Customers were still able to text and utilise data, but according to the outage website Downdetector, customers began complaining of problems when making calls from 5pm on Tuesday. The issue lasted a couple of hours.
The issue of outages on mobile networks is more significant during the lockdown caused by the coronavirus pandemic. In March for example, just before the UK entered its lockdown, interconnect issues were blamed for outages on all mobile networks including O2, Vodafone, EE and Three.
Spam issue
But Vodafone responded quickly to the latest outage, and a spokeswoman for Vodafone told the BBC that a fix had been made at 18:10 BST and that its operations had “started recovering” shortly afterwards.
The spokeswoman added that not all Vodafone’s users had been affected.
Earlier the operator had told the BBC that the incident had impacted “a large number of customers.”
“I understand it’s particularly inconvenient, especially in a lockdown situation,” a spokesman added.
It seems that the problems began when the operator made a change to block a range of telephone numbers used to make spam calls.

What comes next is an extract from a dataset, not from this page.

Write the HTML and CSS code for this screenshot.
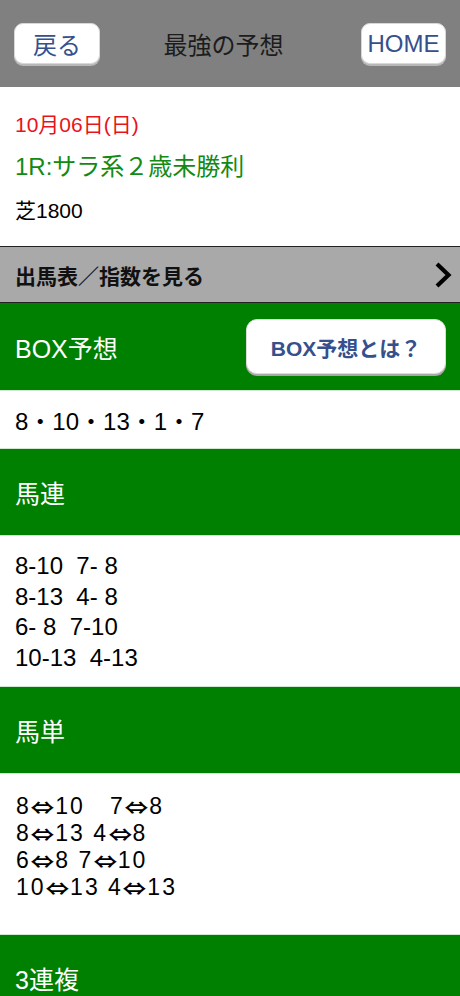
FILE: index.html
```html
<!DOCTYPE html>
<html lang="ja">
<head>
<meta charset="utf-8">
<title>最強の予想</title>
<link rel="stylesheet" href="styles.css">
</head>
<body>
<header class="topbar">
  <a class="navbtn back">戻る</a>
  <h1 class="title">最強の予想</h1>
  <a class="navbtn home">HOME</a>
</header>

<section class="info">
  <p class="date">10月06日(日)</p>
  <p class="race">1R:サラ系２歳未勝利</p>
  <p class="course">芝1800</p>
</section>

<a class="linkbar">
  <span>出馬表／指数を見る</span>
  <svg class="chev" width="18" height="28" viewBox="0 0 18 28"><path d="M3 3 L14.5 14 L3 25" fill="none" stroke="#000" stroke-width="4.2"/></svg>
</a>

<div class="sechead first">
  <span>BOX予想</span>
  <a class="whatbtn">BOX予想とは？</a>
</div>
<div class="secbody box">8・10・13・1・7</div>

<div class="sechead"><span>馬連</span></div>
<div class="secbody list umaren">
  <div class="ln">8-10  7- 8</div>
  <div class="ln">8-13  4- 8</div>
  <div class="ln">6- 8  7-10</div>
  <div class="ln">10-13  4-13</div>
</div>

<div class="sechead"><span>馬単</span></div>
<div class="secbody list umatan">
  <div class="ln">8<span class="arr">⇔</span>10   7<span class="arr">⇔</span>8</div>
  <div class="ln">8<span class="arr">⇔</span>13 4<span class="arr">⇔</span>8</div>
  <div class="ln">6<span class="arr">⇔</span>8 7<span class="arr">⇔</span>10</div>
  <div class="ln">10<span class="arr">⇔</span>13 4<span class="arr">⇔</span>13</div>
</div>

<div class="sechead"><span>3連複</span></div>
</body>
</html>
```

FILE: styles.css
```css
html, body {
  margin: 0;
  padding: 0;
  background: #fff;
}
body {
  width: 460px;
  font-family: "Liberation Sans", "Noto Sans CJK JP", sans-serif;
  color: #000;
}
p { margin: 0; }

.topbar {
  height: 87px;
  background: #808080;
  display: flex;
  align-items: center;
  justify-content: space-between;
  padding: 0 14px;
  box-sizing: border-box;
}
.navbtn {
  height: 41px;
  box-sizing: border-box;
  background: #fff;
  border-radius: 9px;
  border: 1px solid #d8d8d8;
  box-shadow: 0 2px 0 #b8b8b8;
  color: #35508c;
  font-size: 24px;
  display: flex;
  align-items: center;
  justify-content: center;
}
.back { width: 86px; }
.home { width: 85px; }
.title {
  margin: 0 14px 0 0;
  font-size: 24px;
  font-weight: normal;
  color: #1c1c1c;
}

.info {
  height: 159px;
  box-sizing: border-box;
  padding: 25px 15px 0;
}
.date {
  color: #e8141c;
  font-size: 21px;
  line-height: 26px;
}
.race {
  color: #138a13;
  font-size: 24px;
  line-height: 32px;
  margin-top: 13px;
}
.course {
  font-size: 21px;
  line-height: 26px;
  margin-top: 15px;
}

.linkbar {
  height: 57px;
  box-sizing: border-box;
  background: #a9a9a9;
  border-top: 1px solid #222;
  border-bottom: 1px solid #222;
  display: flex;
  align-items: center;
  justify-content: space-between;
  padding: 0 8px 0 15px;
  font-size: 21px;
  font-weight: bold;
  color: #111;
}
.chev { display: block; }

.sechead {
  height: 87px;
  background: #008000;
  color: #fff;
  font-size: 25px;
  display: flex;
  align-items: center;
  justify-content: space-between;
  padding: 0 14px 0 15px;
  box-sizing: border-box;
  border-bottom: 1px solid #cfe8cf;
}
.sechead.first { height: 88px; }
.whatbtn {
  width: 200px;
  height: 55px;
  box-sizing: border-box;
  background: #fff;
  border-radius: 11px;
  border: 1px solid #ddd;
  box-shadow: 0 2px 0 #a8a8a8;
  color: #35508c;
  font-size: 21px;
  font-weight: bold;
  display: flex;
  align-items: center;
  justify-content: center;
}

.secbody {
  padding: 0 15px;
  font-size: 24px;
  border-bottom: 1px solid #cfe8cf;
}
.box {
  height: 58px;
  box-sizing: border-box;
  display: flex;
  align-items: center;
}
.ln { white-space: pre; }
.umaren {
  line-height: 30.5px;
  padding-top: 15px;
  height: 151px;
  box-sizing: border-box;
}
.umatan {
  font-size: 23px;
  letter-spacing: 2px;
  line-height: 26px;
  padding-top: 19px;
  padding-left: 16px;
  height: 161px;
  box-sizing: border-box;
}
.arr {
  display: inline-block;
  width: 17px;
  margin: 0 4px 0 3.5px;
  text-align: center;
  font-family: "Noto Sans CJK JP", sans-serif;
  font-size: 17px;
  font-weight: bold;
  line-height: 26px;
  letter-spacing: 0;
  transform: scaleX(1.4);
}
```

“Somehow that had a knock-on effect to the voice platform,” the operator reportedly said.
Arson attacks
Vodafone has had other outages during the lockdown, but not on its own making, as false conspiracy theories about 5G resulted in some mobile towers and masts being attacked.
There was a surge in attacks on mobile phone towers or masts over the Easter weekend for example, with a further 20 suspected arson cases being reported.
Vodafone UK’s chief executive Nick Jeffery at the time revealed that one of the attacked towers provided mobile connectivity to the Nightingale hospital in Birmingham, denying family the ability to say their goodbyes remotely to loved ones.
In March Vodafone admitted there had been a surge in data traffic on its networks around the world amid the Coronavirus pandemic.
It said that data traffic on its networks had risen by 50 percent in some markets.